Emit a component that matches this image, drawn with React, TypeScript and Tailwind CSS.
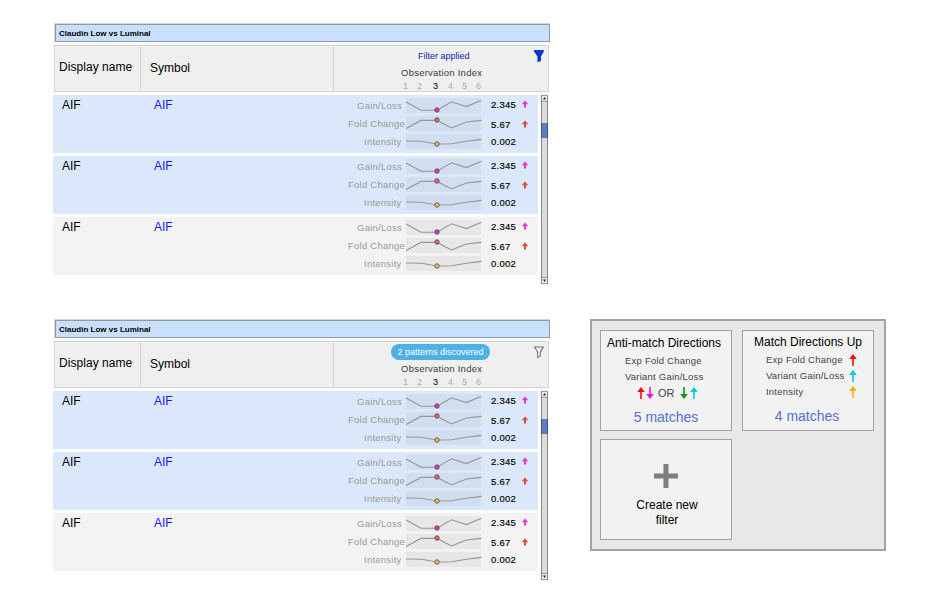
import React from "react";

const metrics = [
  {
    label: "Gain/Loss",
    pad: "pl-[24px]",
    labelTop: "pt-[1px]",
    valueTop: "pt-0",
    value: "2.345",
    points: "0,4 15,12.3 31,12.3 45.5,3.8 60.5,8.6 75.5,2.3",
    cy: 12,
    dot: "#e42fc9",
    arrow: "#e23ad6",
  },
  {
    label: "Fold Change",
    pad: "pl-[15px]",
    labelTop: "pt-[1px]",
    valueTop: "pt-[2px]",
    value: "5.67",
    points: "0,12.5 15,4.4 31,4.4 45.5,12 60.5,6 75.5,4.4",
    cy: 4,
    dot: "#f2606c",
    arrow: "#e2492f",
  },
  {
    label: "Intensity",
    pad: "pl-[31px]",
    labelTop: "pt-[1px]",
    valueTop: "pt-[1px]",
    value: "0.002",
    points: "0,7 15,7.3 31,10 45.5,9.8 60.5,7.2 75.5,5.4",
    cy: 10,
    dot: "#f8c544",
    arrow: "",
  },
];

function Row({ selected }: { selected: boolean }) {
  return (
    <div className={`flex h-[58px] w-[485px] ${selected ? "bg-[#dbe8fc]" : "bg-[#f3f3f3]"}`}>
      <div className="w-[92px] pl-[9px] pt-[2px] text-[12px] leading-[16px]">AIF</div>
      <div className="w-[188px] pl-[9px] pt-[2px] text-[12px] leading-[16px] text-[#1a14ff]">AIF</div>
      <div className="flex flex-col gap-[3px] pt-[3px]">
        {metrics.map((m) => (
          <div key={m.label} className="flex h-[15px] whitespace-nowrap">
            <div className={`w-[73px] text-[9.5px] leading-[14px] tracking-[0.24px] text-[#999] ${m.pad} ${m.labelTop}`}>
              {m.label}
            </div>
            <svg
              width="75"
              height="15"
              className={`shrink-0 overflow-visible ${selected ? "bg-[#d0deef]" : "bg-[#e7e7e7]"}`}
            >
              <polyline points={m.points} fill="none" stroke="#969696" strokeWidth="1.1" />
              <circle cx="31" cy={m.cy} r="2.2" fill={m.dot} stroke="#5c4a50" strokeWidth="0.9" />
            </svg>
            <div className={`w-[41px] pl-[10px] text-[9.5px] leading-[14px] tracking-[0.25px] [-webkit-text-stroke:0.15px_black] ${m.valueTop}`}>
              {m.value}
            </div>
            {m.arrow && (
              <svg width="6" height="15" className="shrink-0 overflow-visible">
                <path d="M3 2.5L6.3 6.3H4V9.5H2V6.3H-.3Z" fill={m.arrow} transform={m.cy === 4 ? "translate(0 2)" : undefined} />
              </svg>
            )}
          </div>
        ))}
      </div>
    </div>
  );
}

function ScrollBar() {
  return (
    <div className="flex h-[189px] w-[7px] flex-col border-x border-[#888] bg-[#dcdcdc]">
      <svg width="5" height="7" className="bg-[#eee]">
        <path d="M0 .5H5M0 6.5H5" stroke="#999" />
        <path d="M2.5 2L4 4.5H1Z" fill="#222" />
      </svg>
      <div className="mt-[21px] h-[15px] -mx-px border-x border-[#38588f] bg-[#5b80bd]" />
      <svg width="5" height="7" className="mt-auto bg-[#eee]">
        <path d="M0 .5H5M0 6.5H5" stroke="#999" />
        <path d="M2.5 5L4 2.5H1Z" fill="#222" />
      </svg>
    </div>
  );
}

function Table({ discovered }: { discovered: boolean }) {
  return (
    <section className="h-[296px] w-[497px] shrink-0">
      <div className="ml-px h-[19px] w-[496px] border-l border-t border-[#d2d2d2]">
        <div className="h-[18px] border border-[#94979c] bg-[#c8e0ff] pl-[3px] text-[8px] font-bold leading-[17px]">
          Claudin Low vs Luminal
        </div>
      </div>
      <div className="ml-px mt-[3px] flex h-[47px] w-[495px] border border-[#d4d4d4] bg-[#efefef]">
        <div className="w-[86px] border-r border-[#d4d4d4] pl-[4px] pt-[13px] text-[12px] leading-[16px] tracking-[0.05px]">
          Display name
        </div>
        <div className="w-[193px] border-r border-[#d4d4d4] pl-[9px] pt-[14px] text-[12px] leading-[16px]">
          Symbol
        </div>
        <div className="flex w-[214px] flex-col items-center whitespace-nowrap">
          <div className="flex h-[20px] w-full shrink-0 pt-[2px]">
            {discovered ? (
              <div className="ml-[57px] h-[16px] w-[99px] rounded-full bg-[#4db0e6] text-center text-[9px] leading-[16px] text-white">
                2 patterns discovered
              </div>
            ) : (
              <div className="ml-[84px] w-[72px] text-[9px] leading-[16px] text-[#1024a8]">Filter applied</div>
            )}
            <svg width="11" height="13" className="ml-[43px] mt-[2px]">
              {discovered ? (
                <path d="M1.5 1H10.3L7.3 6V10.2L4.6 11.4V6Z" fill="#f4f4f4" stroke="#777" strokeWidth="1.1" />
              ) : (
                <path d="M1 0H10.8V1.5L8 6.5V11L4.5 12.2V6.5L1 1.5Z" fill="#0536c8" />
              )}
            </svg>
          </div>
          <div className="w-full shrink-0 pl-[67px] text-[9.5px] leading-[14px] tracking-[0.24px] text-[#3c3c3c]">
            Observation Index
          </div>
          <div className="flex w-full shrink-0 pl-[69px] text-[9px] leading-[12px] text-[#adadad]">
            <span className="w-[14px]">1</span>
            <span className="w-[16px]">2</span>
            <span className="w-[15px] text-black">3</span>
            <span className="w-[14px]">4</span>
            <span className="w-[14px]">5</span>
            <span>6</span>
          </div>
        </div>
      </div>
      <div className="mt-[3px] flex gap-[3px]">
        <div className="flex flex-col gap-[3px]">
          <Row selected />
          <Row selected />
          <Row selected={false} />
        </div>
        <ScrollBar />
      </div>
    </section>
  );
}

function Arrow({ color, down = false }: { color: string; down?: boolean }) {
  return (
    <svg width="8" height="12" viewBox="0 0 8 12" className={`shrink-0 ${down ? "rotate-180" : ""}`}>
      <path d="M4 0L7.8 5H4.8V12H3.2V5H.2Z" fill={color} />
    </svg>
  );
}

const card = "h-[101px] w-[132px] border border-[#a2a2a2] bg-[#f2f2f2] whitespace-nowrap";

function FilterPanel() {
  const up = [
    ["Exp Fold Change", "#fb0d0d"],
    ["Variant Gain/Loss", "#0bcbd8"],
    ["Intensity", "#efb20c"],
  ];
  return (
    <aside className="mt-[296px] grid h-[232px] w-[296px] grid-cols-[132px_132px] content-start gap-x-[10px] gap-y-[8px] border-2 border-[#a4a4a4] bg-[#e8e8e8] pl-[8px] pt-[9px]">
      <div className={card}>
        <div className="pl-[6px] pt-[4px] text-[12px] leading-[16px]">Anti-match Directions</div>
        <div className="pl-[24px] pt-[2px] text-[9.5px] leading-[16px] tracking-[0.22px] text-[#444]">Exp Fold Change</div>
        <div className="pl-[24px] text-[9.5px] leading-[16px] tracking-[0.22px] text-[#444]">Variant Gain/Loss</div>
        <div className="flex h-[16px] items-center pl-[36px] text-[11px] leading-[16px] text-[#444]">
          <Arrow color="#fb0d0d" />
          <span className="ml-px flex"><Arrow color="#f312db" down /></span>
          <span className="ml-[4px] w-[22px]">OR</span>
          <Arrow color="#0a960c" down />
          <span className="ml-[2px] flex"><Arrow color="#0bcbd8" /></span>
        </div>
        <div className="pt-[7px] text-center text-[14px] leading-[18px] text-[#5570d2]">5 matches</div>
      </div>
      <div className={card}>
        <div className="pl-[11px] pt-[3px] text-[12px] leading-[16px]">Match Directions Up</div>
        <div className="pt-[2px]">
          {up.map(([label, color]) => (
            <div key={label} className="flex h-[16px] items-center pl-[23px] text-[9.5px] leading-[16px] tracking-[0.22px] text-[#444]">
              <span className="w-[83px]">{label}</span>
              <Arrow color={color} />
            </div>
          ))}
        </div>
        <div className="pr-[2px] pt-[7px] text-center text-[14px] leading-[18px] text-[#5570d2]">4 matches</div>
      </div>
      <div className={`${card} flex flex-col items-center`}>
        <svg width="24" height="24" className="mt-[24px]">
          <path d="M12 0V24M0 12H24" stroke="#7e7e7e" strokeWidth="5" />
        </svg>
        <div className="mt-[10px] pl-[2px] text-center text-[12px] leading-[15px]">
          Create new
          <br />
          filter
        </div>
      </div>
    </aside>
  );
}

export default function App() {
  return (
    <main className="flex h-[613px] w-[945px] overflow-hidden bg-white pl-[53px] pt-[23px] font-['Liberation_Sans',Arial,sans-serif] text-black">
      <div className="flex flex-col">
        <Table discovered={false} />
        <Table discovered />
      </div>
      <div className="ml-[40px]">
        <FilterPanel />
      </div>
    </main>
  );
}
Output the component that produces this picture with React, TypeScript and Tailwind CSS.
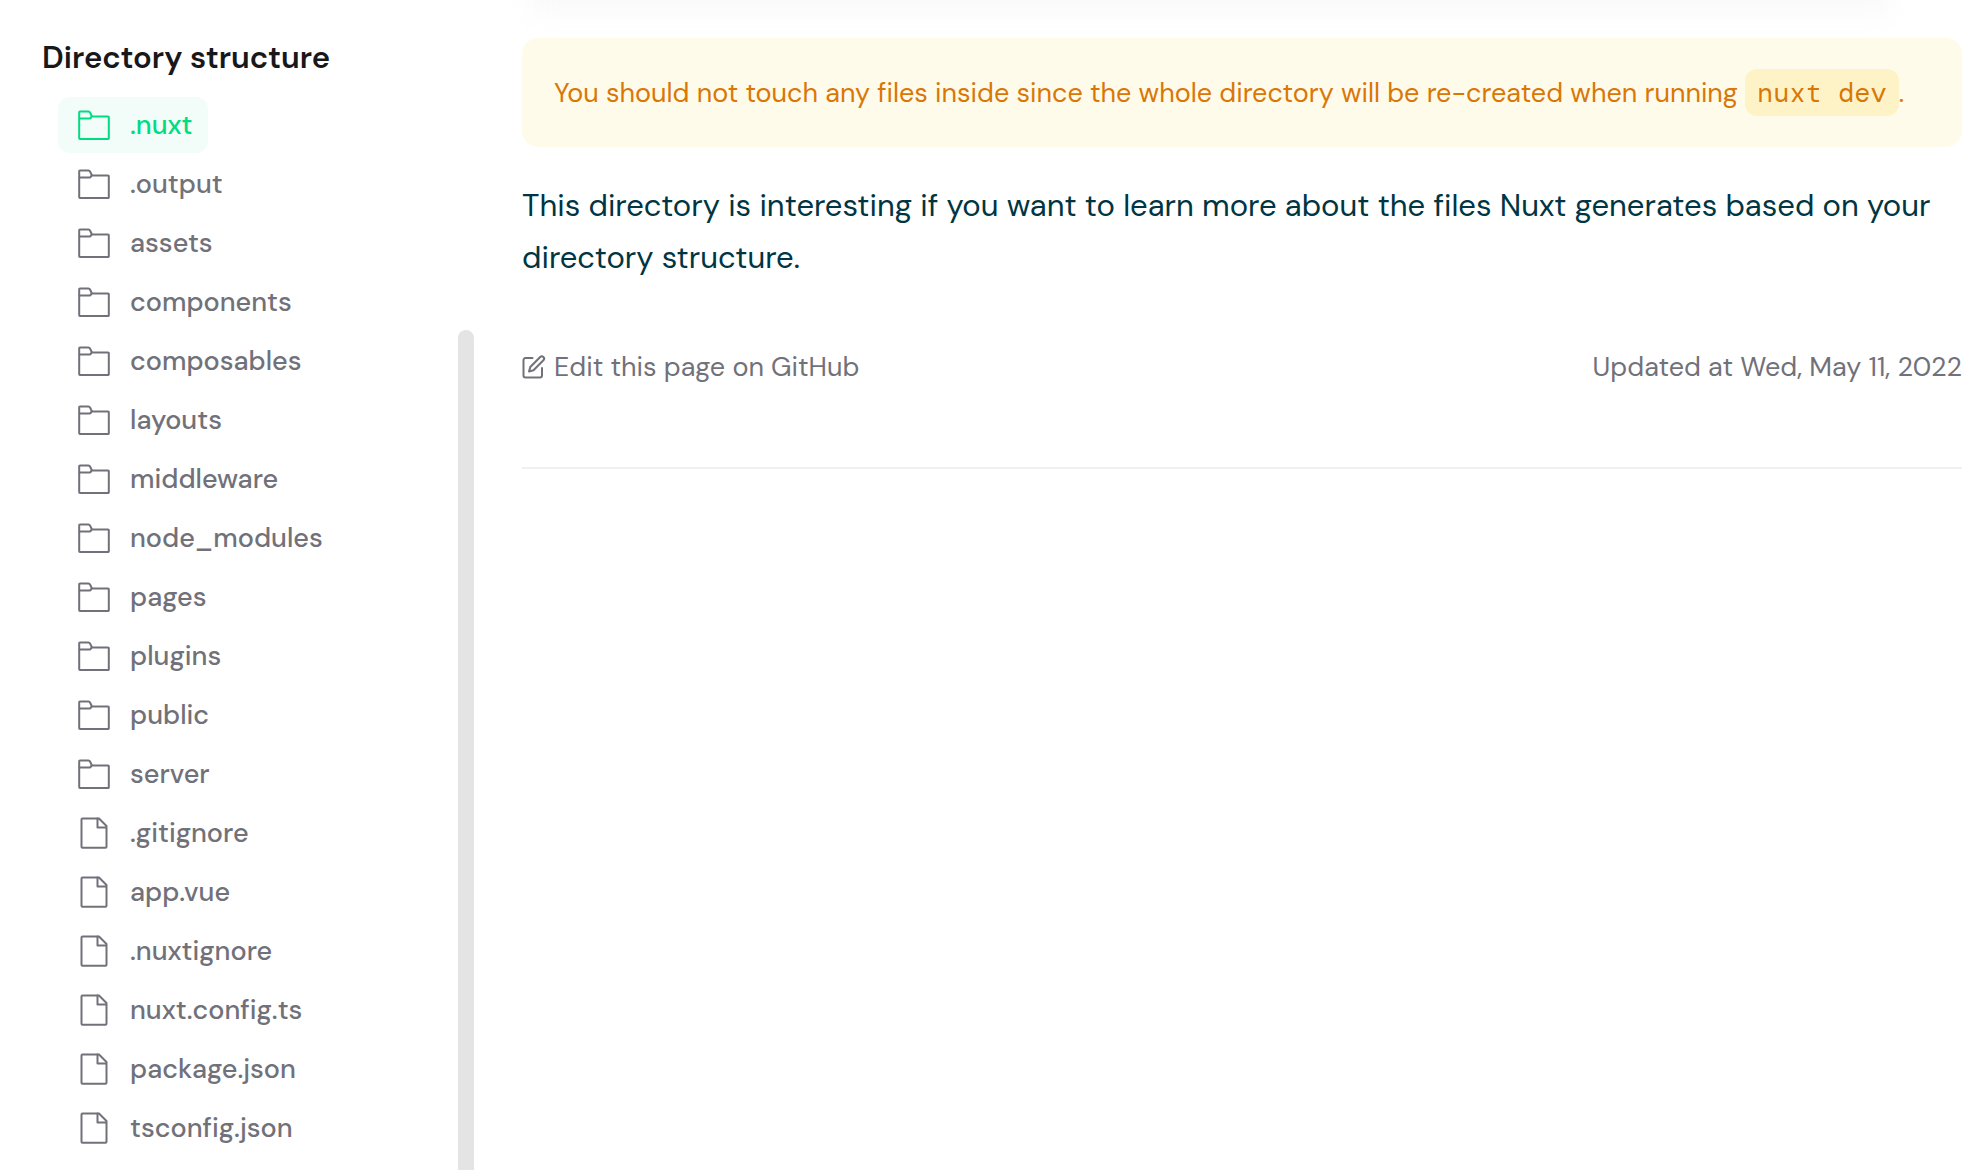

──────────

## What you have to do
Each line that has the word "this" should be copied.

## Exercise result
Emit a component that matches this image, drawn with React, TypeScript and Tailwind CSS.
Output the component that produces this picture with React, TypeScript and Tailwind CSS.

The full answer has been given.